14.2

1.6K 80 23
                                    

Czy może być coś piękniejszego niż obudzenie się w ramionach ukochanego? Zdecydowanie nie! Wtuliłam się w śpiącego Mina, chciałam spędzić ostatnie minuty w jego ramionach.
Po uroczystości wróciliśmy z chłopakami do ich domu, przegadaliśmy pół nocy. Śmialiśmy się, graliśmy i rozmawialiśmy na każde możliwe tematy. Przez cały czas Yoongi nie puszczał mnie z objęć, nie martwiłam się co pomyślą chłopaki, wydaje mi się że rozumieli naszą relację. Bo jaką mamy relację? Sama nie byłam do końca pewna, od zawsze była wyjątkowa, kochaliśmy się, nie potrafiliśmy bez siebie żyć, mimo wszystko żadne z nas nie zaczęło tematu wspólnego bycia razem. Czy to by nie było za szybko? Czy nie zostawi mnie gdy się zaangażuje ponownie?

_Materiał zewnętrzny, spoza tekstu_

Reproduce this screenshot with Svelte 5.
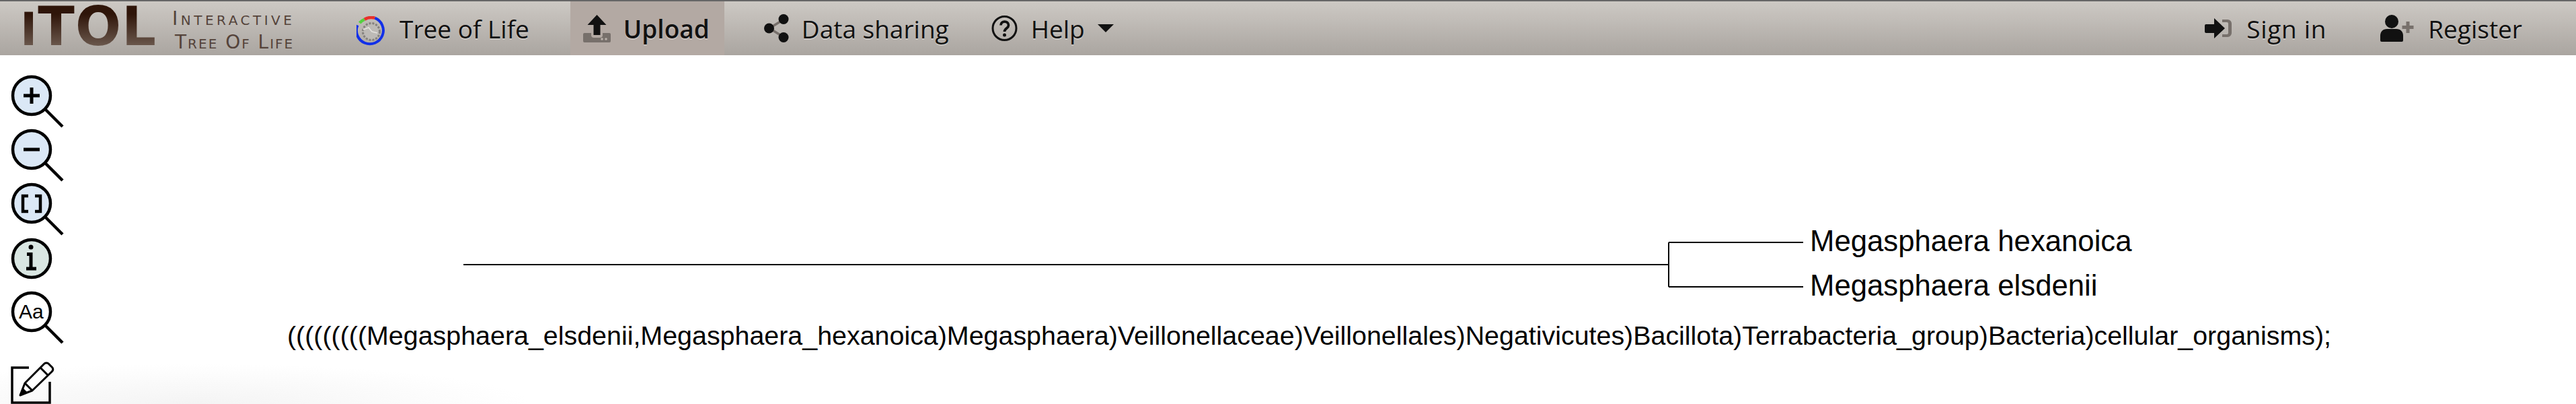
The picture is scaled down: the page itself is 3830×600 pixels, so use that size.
<script lang="ts">
  const newick = '(((((((((Megasphaera_elsdenii,Megasphaera_hexanoica)Megasphaera)Veillonellaceae)Veillonellales)Negativicutes)Bacillota)Terrabacteria_group)Bacteria)cellular_organisms);';
</script>

<nav class="topbar">
  <a class="brand" href="#top">
    <span class="brand-mark"><span class="brand-i">i</span>TOL</span>
    <span class="brand-text"><span class="line-a">Interactive</span><span class="line-b">Tree Of Life</span></span>
  </a>

  <ul class="menu">
    <li class="item tol">
      <svg class="tol-icon" width="44" height="44" viewBox="0 0 44 44">
        <circle cx="22" cy="23" r="12.500" fill="#bdbab6" stroke="#85827e" stroke-width="3" stroke-dasharray="3 2" />
        <path d="M10 20l8-3 5 6 8 2" fill="none" stroke="#e4e2de" stroke-width="1.500" />
        <path d="M1.500 13.500A20 20 0 1 0 27.300 2.700" fill="none" stroke="#1230e8" stroke-width="4" />
        <path d="M4.700 10A20 20 0 0 1 12 4.700" fill="none" stroke="#55d040" stroke-width="4.500" />
        <path d="M12 4.700A20 20 0 0 1 27.300 2.700" fill="none" stroke="#e8302a" stroke-width="4.500" />
      </svg>
      Tree of Life
    </li>
    <li class="item upload active">
      <svg width="41" height="41" viewBox="0 0 41 41">
        <path d="M2 27h10v3a4 4 0 0 0 4 4h9a4 4 0 0 0 4-4v-3h10a2 2 0 0 1 2 2v10a2 2 0 0 1-2 2H2a2 2 0 0 1-2-2V29a2 2 0 0 1 2-2z" fill="#77706b" />
        <circle cx="28" cy="36" r="1.800" fill="#b9b0aa" />
        <circle cx="34" cy="36" r="1.800" fill="#b9b0aa" />
        <path d="M20.500 0l14 15h-9v15h-10V15h-9z" fill="#111" />
      </svg>
      Upload
    </li>
    <li class="item share">
      <svg width="40" height="42" viewBox="0 0 40 42">
        <path d="M29 8L8 21l21 13" fill="none" stroke="#77706b" stroke-width="3.500" />
        <circle cx="29" cy="7.500" r="7.500" fill="#111" />
        <circle cx="7.500" cy="21" r="7.500" fill="#111" />
        <circle cx="29" cy="34.500" r="7.500" fill="#111" />
      </svg>
      Data sharing
    </li>
    <li class="item help">
      <svg width="40" height="40" viewBox="0 0 40 40">
        <circle cx="19.500" cy="20" r="17.500" fill="none" stroke="#111" stroke-width="3" />
        <path d="M14 15.500c0-7.500 11.500-7 11.500 0 0 4.500-6 4.500-6 9.500" fill="none" stroke="#111" stroke-width="3.800" />
        <circle cx="19.500" cy="30" r="2.500" fill="#111" />
      </svg>
      Help
      <span class="caret"></span>
    </li>
  </ul>

  <ul class="menu right">
    <li class="item signin">
      <svg width="40" height="30" viewBox="0 0 40 30">
        <path d="M26 2h8a6 6 0 0 1 6 6v14a6 6 0 0 1-6 6h-8v-4h7a2 2 0 0 0 2-2V8a2 2 0 0 0-2-2h-7z" fill="#77706b" />
        <path d="M14 0l16 15-16 15V22H2a2 2 0 0 1-2-2V11a2 2 0 0 1 2-2h12z" fill="#111" />
      </svg>
      Sign in
    </li>
    <li class="item register">
      <svg width="50" height="40" viewBox="0 0 50 40">
        <circle cx="17" cy="10" r="10" fill="#111" />
        <path d="M0 38V31c0-6 4-10 10-10h14c6 0 10 4 10 10v7a2 2 0 0 1-2 2H2a2 2 0 0 1-2-2z" fill="#111" />
        <path d="M38.500 10h5v6h6v5h-6v6h-5v-6h-6v-5h6z" fill="#77706b" />
      </svg>
      Register
    </li>
  </ul>
</nav>

<main class="workspace">
  <aside class="tools">
    <svg class="tool" viewBox="0 0 80 80" width="80" height="80">
      <circle cx="31" cy="31" r="28" fill="#dbe8f6" stroke="#000" stroke-width="4.500" />
      <path d="M51 51l26 26" stroke="#000" stroke-width="4.500" />
      <path d="M19 31h24M31 19v24" stroke="#000" stroke-width="5" />
    </svg>
    <svg class="tool" viewBox="0 0 80 80" width="80" height="80">
      <circle cx="31" cy="31" r="28" fill="#dbe8f6" stroke="#000" stroke-width="4.500" />
      <path d="M51 51l26 26" stroke="#000" stroke-width="4.500" />
      <path d="M19 31h24" stroke="#000" stroke-width="5" />
    </svg>
    <svg class="tool" viewBox="0 0 80 80" width="80" height="80">
      <circle cx="31" cy="31" r="28" fill="#dbe8f6" stroke="#000" stroke-width="4.500" />
      <path d="M51 51l26 26" stroke="#000" stroke-width="4.500" />
      <path d="M26 20h-8v23h8M36 20h8v23h-8" fill="none" stroke="#000" stroke-width="4.500" />
    </svg>
    <svg class="tool info" viewBox="0 0 62 62" width="62" height="62">
      <circle cx="31" cy="31" r="28" fill="#d9e6e2" stroke="#000" stroke-width="4.500" />
      <circle cx="30" cy="14" r="3.500" fill="#000" />
      <path d="M24 24.500h6v21M23 46h15" fill="none" stroke="#000" stroke-width="5" />
    </svg>
    <div class="tool aa">
      <svg viewBox="0 0 80 80" width="80" height="80">
        <circle cx="31" cy="31" r="28" fill="#fff" stroke="#000" stroke-width="4.500" />
        <path d="M51 51l26 26" stroke="#000" stroke-width="4.500" />
      </svg>
      <span>Aa</span>
    </div>
    <svg class="tool edit" viewBox="0 0 64 64" width="64" height="64">
      <path d="M27 8H2v52h56V29" fill="none" stroke="#000" stroke-width="3.500" />
      <path d="M14 49l7-18L50 2q3-2 6 0l6 6q2 3-1 6L32 42z" fill="#fff" stroke="#000" stroke-width="3" stroke-linejoin="round" />
      <path d="M21 31l11 11M44 8l12 12" stroke="#000" stroke-width="3" />
      <path d="M14 49l4-11 7 7z" fill="#000" />
    </svg>
  </aside>

  <div class="canvas">
    <svg class="tree" width="2700" height="130" viewBox="0 0 2700 130">
      <path d="M0 71H1792M1792 38V104M1792 38H1992M1792 104H1992" fill="none" stroke="#000" stroke-width="2" shape-rendering="crispEdges" />
      <text x="2002" y="51">Megasphaera hexanoica</text>
      <text x="2002" y="117">Megasphaera elsdenii</text>
    </svg>
    <p class="newick">{newick}</p>
  </div>
</main>

<style>
  :global(body) {
    margin: 0;
    background: #fff;
  }

  .topbar {
    display: flex;
    align-items: center;
    height: 80px;
    border-top: 2px solid #666;
    background: linear-gradient(#cdc9c4, #aaa5a0);
    font-family: 'Open Sans', 'Noto Sans', sans-serif;
    font-size: 37px;
    color: #111;
    text-shadow: 0 2px 0 rgba(255, 255, 255, 0.3);
  }

  .brand {
    display: flex;
    align-items: center;
    width: 500px;
    padding-left: 30px;
    box-sizing: border-box;
    text-decoration: none;
    text-shadow: none;
  }

  .brand-mark {
    width: 226px;
    font-family: 'DejaVu Sans', sans-serif;
    font-weight: 700;
    font-size: 80px;
    line-height: 80px;
    letter-spacing: 1px;
    white-space: nowrap;
    background: linear-gradient(#2f1509 25%, #6e5c51 85%);
    -webkit-background-clip: text;
    background-clip: text;
    color: transparent;
  }

  .brand-i {
    font-size: 68px;
    text-transform: uppercase;
  }

  .brand-text {
    display: flex;
    flex-direction: column;
    gap: 7px;
    margin-top: 7px;
    font-family: 'DejaVu Sans', sans-serif;
    font-variant: small-caps;
    font-size: 28px;
    line-height: 28px;
    color: #54433a;
    white-space: nowrap;
  }

  .line-a {
    letter-spacing: 4.500px;
  }

  .line-b {
    margin-left: 4px;
    letter-spacing: 2px;
  }

  .menu {
    display: flex;
    align-items: stretch;
    height: 100%;
    margin: 0;
    padding: 0;
    list-style: none;
  }

  .menu.right {
    margin-left: auto;
    padding-right: 80px;
    gap: 80px;
  }

  .item {
    display: flex;
    align-items: center;
    white-space: nowrap;
  }

  .tol {
    gap: 20px;
    padding: 0 61px 0 30px;
  }

  .tol-icon {
    margin-top: 8px;
  }

  .upload {
    gap: 19px;
    padding: 0 22px 0 19px;
  }

  .active {
    background: #b3a9a3;
    font-weight: 600;
  }

  .share {
    gap: 16px;
    padding: 0 63px 0 59px;
  }

  .help {
    gap: 19px;
  }

  .signin {
    gap: 22px;
    letter-spacing: 0.700px;
  }

  .register {
    gap: 21px;
  }

  .caret {
    width: 0;
    height: 0;
    border-left: 12px solid transparent;
    border-right: 12px solid transparent;
    border-top: 12px solid #111;
  }

  .workspace {
    position: relative;
    height: 518px;
    overflow: hidden;
    background: radial-gradient(ellipse 500px 60px at 290px 100%, #f4f4f4, #fff);
  }

  .tools {
    display: flex;
    flex-direction: column;
    align-items: flex-start;
    padding: 29px 0 0 16px;
  }

  .tool {
    display: block;
  }

  .info {
    margin-top: 2px;
  }

  .aa {
    position: relative;
    height: 80px;
    margin-top: 17px;
  }

  .aa span {
    position: absolute;
    top: 11px;
    left: 12px;
    font-family: 'Liberation Sans', sans-serif;
    font-size: 30px;
    line-height: 40px;
  }

  .edit {
    margin-top: 26px;
    overflow: visible;
  }

  .canvas {
    position: absolute;
    top: 0;
    left: 0;
    width: 100%;
  }

  .tree {
    position: absolute;
    top: 240px;
    left: 689px;
  }

  .tree text {
    font-family: 'Liberation Sans', sans-serif;
    font-size: 43.700px;
  }

  .newick {
    position: absolute;
    top: 394px;
    left: 427px;
    margin: 0;
    font-family: 'Liberation Sans', sans-serif;
    font-size: 39.400px;
    line-height: 44px;
    white-space: nowrap;
  }
</style>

Przejechałam palcem po klatce chłopaka, obiecaliśmy sobie że będziemy szczerzy ze sobą, więc muszę mu powiedzieć o Felixie.

- Dlaczego mnie budzisz? - doszedł do moich uszu zachrypnięty głos chłopaka.
Złożył czuły pocałunek na moim czole, uśmiech sam wkradł się na moje usta.

- Przepraszam, nie chciałam znikać bez pożegnania - wtuliłam się mocniej w ciało  chłopaka.

- Nie pozwolę Ci zniknąć, a jak już to zrobisz to cię znajdę nawet na drugim końcu świata.

- Byłbyś w stanie to zrobić? - podniosłam głowę i ułożyłam ją na klatce chłopaka.

- Oczywiście, nawet bym się nie zastanawiał.

- Dlaczego?

- Bo cię kocham, jesteś dla mnie najważniejsza. Bez ciebie nie potrafię funkcjonować kochanie - jego palce błądziły po moich plecach.

- Kochasz mnie bez względu na wszystko?

Spojrzał na mnie podejrzanie, zmrużył oczy I delikatnie poprawił się, plecy oparł o ramę łóżka i przeniósł mnie na siebie. Zakryłam swoją klatkę kołdrą, przez co wywrócił oczami.

- Dlaczego o to pytasz? - delikatnie zsuwał ze mnie kołdrę, ale mocno trzymałam.

- Muszę ci coś powiedzieć - przegryzłam wargę i uderzyłam do w rękę.

- Co takiego kochanie?

- Przez pół roku trochę się ogarnęłam, uwolniłam się od Felixa.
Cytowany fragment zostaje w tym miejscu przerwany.